At least Mary Simms gets some good news in the form of the land grant promised to the formerly enslaved and the deed to prove it. But her brother’s warning that Johnson can’t be trusted to honor Lincoln’s plan and the way the episode keeps cutting to Sanders promising former Confederate leaders that they’ll be free, in Europe if not America, ends the episode on an ominous note despite that happy development.

Clues and Codes

• This episode was directed by John Dahl. Dahl broke through with some neo-noir movie gems in the ’90s, most notably Red Rock West and The Last Seduction. He then went on to direct Rounders and the waiting-to-be-rediscovered Joy Ride. He mostly works in TV now, focusing on prestige shows like For All MankindThe Americans, and Justified.

• Can the Stanton marriage be saved? Well, yes. Historically, they stay together. But undoubtedly, Stanton’s poor health and determination to keep working anyway was a source of stress. That does not seem like a tremendous leap of the imagination for the show to make.

• This episode continues to use flashbacks that complement the present-day action and provide historical context, like the meeting between Lincoln, Stanton, and Frederick Douglass (Elvis Nolasco), in which the three discuss Black soldiers serving in the Union Army. Lincoln needs some swaying, and the scene continues Manhunt’s depiction of Lincoln as a leader who made decisions by listening to the arguments of others — and of how history might have changed had he made different choices at any step along the way.

• Cuffy and Alec belong to Company G, a real Civil War regiment. They’re fictional characters who take their names from contemporaneous members of showrunner Monica Beletsky’s family. In tracing her genealogy, Beletsky also found a great-great-uncle who had been a Black soldier in the Union army.

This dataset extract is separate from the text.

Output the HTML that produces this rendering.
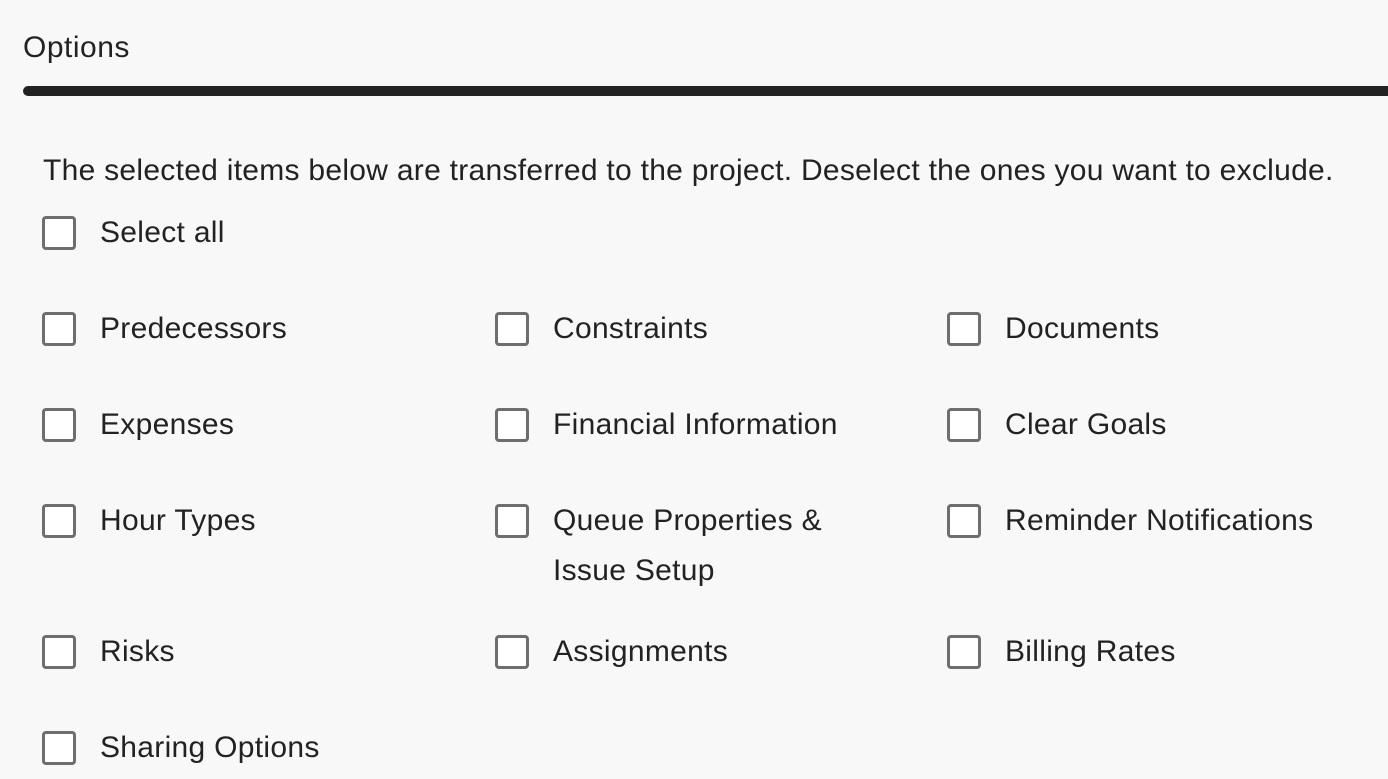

• Company G is under the command of Sergeant Powhatan Beaty (Joberde Metellus). The real Powhatan Beaty led an interesting life. Born into slavery in Richmond but educated in Cincinnati, he studied acting, worked as a cabinetmaker, and was likely pressed into service to help shore up Cincinnati’s defenses. He then chose to continue serving in the Union Army, where he saw quite a bit of combat before returning to Cincinnati after the war. There, he became a lecturer, playwright, actor, and director. He married Henrietta Vinton Davis, the most acclaimed Black Shakespearean actress of the era. They frequently performed together, and their son, A. Lee Beaty, became an assistant U.S. district attorney and served in the Ohio legislature.